The ceremony commemorated what Moscow and Pyongyang describe as the first anniversary of the “liberation” of Kursk region—a framing that positions North Korean losses within a shared victory narrative rather than as mercenary casualties. Volodin stated that “Korean soldiers fought shoulder to shoulder with our soldiers and officers, liberating Russian soil from the Ukrainian Nazis,” according to Asharq Al-Awsat.

Strategic Signaling Beyond Ceremony

The public memorialization serves multiple strategic functions. Domestically, it legitimizes troop deployment to North Korean audiences after substantial losses—complementing material compensation like the Saeppyol Street housing district completed in February for families of fallen soldiers, as reported by NPR. Externally, the ceremony sends institutional commitment signals to Western capitals: this is no longer deniable cooperation but acknowledged joint operations backed by formal agreements.

Putin’s letter to the ceremony, read by Volodin, stated the museum would serve as “a clear symbol of the friendship and solidarity between the two countries,” according to the Associated Press. The framing positions North Korean casualties not as transactional losses but as shared sacrifice within a strategic partnership—language that mirrors formal alliance structures.

Context

The memorial ceremony builds on the June 2024 Comprehensive Strategic Partnership Treaty, which includes mutual defence obligations. That agreement marked the most significant Moscow-Pyongyang alignment since the Cold War, but remained largely symbolic until North Korean troop deployment began in autumn 2024. The public ceremony and Belousov’s cooperation plan transform the treaty from political declaration into operational framework.

Casualty Rates and Operational Reality

The casualty figure reported in early March 2026 by 19FortyFive represents losses accumulated over roughly five months of combat operations—an attrition rate that would typically force reassessment of deployment policy. Instead, both capitals are doubling down through institutional formalization.

Kim Jong Un stated at the ceremony that “the spirits of dead North Korean soldiers will remain as a symbol of the North Korean people’s heroism,” according to the Associated Press—language that frames continued deployment as ideological commitment rather than tactical calculation. He added that North Korea must “be strengthened into a sincere, dedicated and powerful bulwark with unified power,” according to the Korea Herald.

June 2024
Strategic Partnership Treaty Signed
Putin and Kim sign Comprehensive Strategic Partnership Treaty with mutual defence provisions during Moscow summit.
Autumn 2024
Initial Troop Deployment
First North Korean units arrive in Kursk Oblast; Western intelligence confirms presence by late October.
February 2026
Housing Compensation Completed
Saeppyol Street district opened for families of fallen soldiers, signaling domestic legitimization campaign.
26 April 2026
Memorial Museum Inaugurated
State ceremony with Russian defence minister formalizes military partnership through public commemoration.

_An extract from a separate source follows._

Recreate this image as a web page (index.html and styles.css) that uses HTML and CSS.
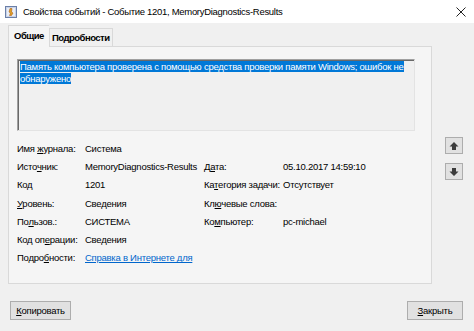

Implications for Revisionist Alignment

The Moscow-Pyongyang model represents a departure from traditional proxy warfare. Rather than arming non-state actors or supporting local insurgencies at arm’s length, Russia and North Korea are conducting integrated operations with formal command structures and shared casualty burdens—a model more characteristic of Cold War alliances than 21st-century hybrid conflict.

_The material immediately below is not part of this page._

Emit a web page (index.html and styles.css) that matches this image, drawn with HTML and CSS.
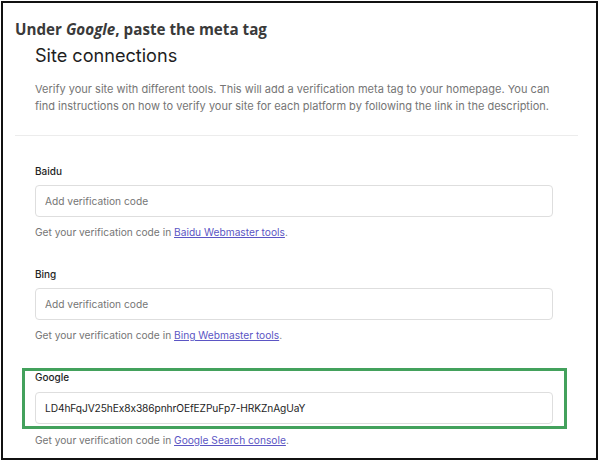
FILE: index.html
```html
<!DOCTYPE html>
<html lang="en">
<head>
<meta charset="utf-8">
<title>Site connections</title>
<link rel="stylesheet" href="styles.css">
</head>
<body>
<div class="frame">
  <h2 class="caption">Under <em>Google</em>, paste the meta tag</h2>
  <section class="card">
    <header class="card-head">
      <h1 class="title">Site connections</h1>
      <p class="intro">Verify your site with different tools. This will add a verification meta tag to your homepage. You can find instructions on how to verify your site for each platform by following the link in the description.</p>
    </header>
    <div class="card-body">
      <div class="field">
        <label class="label" for="baidu">Baidu</label>
        <input class="input" id="baidu" type="text" placeholder="Add verification code">
        <p class="help">Get your verification code in <a href="#">Baidu Webmaster tools</a>.</p>
      </div>
      <div class="field">
        <label class="label" for="bing">Bing</label>
        <input class="input" id="bing" type="text" placeholder="Add verification code">
        <p class="help">Get your verification code in <a href="#">Bing Webmaster tools</a>.</p>
      </div>
      <div class="field field-last">
        <div class="highlight">
          <label class="label label-tight" for="google">Google</label>
          <input class="input input-filled" id="google" type="text" value="LD4hFqJV25hEx8x386pnhrOEfEZPuFp7-HRKZnAgUaY">
        </div>
        <p class="help help-after">Get your verification code in <a href="#">Google Search console</a>.</p>
      </div>
    </div>
  </section>
</div>
</body>
</html>
```
FILE: styles.css
```css
* { box-sizing: border-box; }
html, body { margin: 0; padding: 0; background: #fff; }
body {
  font-family: Inter, "Noto Sans", sans-serif;
  font-feature-settings: "calt" 0;
  color: #1e1e1e;
}

.frame {
  margin: 1px 0 0 1px;
  width: 597px;
  height: 459px;
  border: 2px solid #111;
  padding: 16px 18px 0 12px;
  overflow: hidden;
}

.caption {
  margin: 0;
  font-family: "Open Sans", sans-serif;
  font-weight: 700;
  font-size: 15.2px;
  line-height: 20px;
  color: #3a3a3a;
}
.caption em { font-style: italic; }

.card-head {
  padding: 4px 25px 0 20px;
  border-bottom: 1px solid #ececec;
  height: 97px;
}

.title {
  margin: 0;
  font-weight: 400;
  font-size: 18.1px;
  line-height: 24px;
  color: #1e1e1e;
}

.intro {
  margin: 14px 0 0;
  font-size: 11px;
  line-height: 17px;
  color: #757575;
}

.card-body {
  padding: 27px 25px 0 20px;
}

.field { margin-bottom: 26px; }
.field-last { margin-top: -1px; }

.label {
  display: block;
  font-size: 10px;
  font-weight: 500;
  line-height: 16px;
  margin-bottom: 6px;
  color: #1e1e1e;
}

.input {
  display: block;
  width: 100%;
  height: 32px;
  border: 1px solid #dedede;
  border-radius: 4px;
  padding: 0 9px;
  font-family: Inter, "Noto Sans", sans-serif;
  font-feature-settings: "calt" 0;
  font-size: 10.2px;
  color: #1e1e1e;
  background: #fff;
  outline: none;
}
.input::placeholder { color: #757575; }
.input-filled { letter-spacing: -0.1px; }

.help {
  margin: 7px 0 0;
  font-size: 10.2px;
  line-height: 16px;
  color: #757575;
}
.help a { color: #5b55c4; text-decoration: underline; }

.highlight {
  margin: 0 -14px 0 -13px;
  padding: 0 11px 2px 10px;
  border: 3px solid #43a15c;
}
.label-tight { line-height: 12px; margin-bottom: 9px; }
.help-after { margin-top: 3px; }
```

Analysis from the Italian Institute for International Political Studies notes the partnership allows Russia to compensate for manpower shortages while providing North Korea with combat experience, military technology access, and economic support—creating mutual dependencies that incentivize deeper integration.

Belousov’s five-year cooperation plan suggests Moscow views the arrangement as sustainable through at least 2031, regardless of how the Ukraine conflict evolves. The timeline indicates strategic patience: this is infrastructure-building for a long-term partnership, not expedient wartime pragmatism.

Key Takeaways
  • Public memorialization transitions North Korean deployment from covert operation to acknowledged joint warfare, removing plausible deniability
  • Proposed 2027-2031 cooperation agreement institutionalizes partnership beyond immediate battlefield needs
  • Casualty figures required domestic legitimization through state ceremony and material compensation, but did not halt deployment
  • Model represents peer-to-peer military integration between revisionist powers, not traditional proxy structure

What to Watch

Monitor whether the 2027-2031 cooperation plan includes specific provisions for troop rotation cycles, joint training facilities, or technology transfers beyond battlefield support. Formalization of these elements would signal long-term force integration rather than temporary expedience. Track casualty acknowledgment patterns: if North Korea begins regular public reporting of losses rather than one-time memorials, it indicates normalized deployment as permanent policy. Watch for similar institutional ceremonies with other Russian partners—if Iran or Belarus receive comparable public treatment, it suggests Moscow is building a formal coalition structure to replace Western-aligned security frameworks. Finally, observe South Korean and Japanese defence posture adjustments: integrated North Korean combat experience and potential technology acquisition from Russia fundamentally alter regional threat calculations.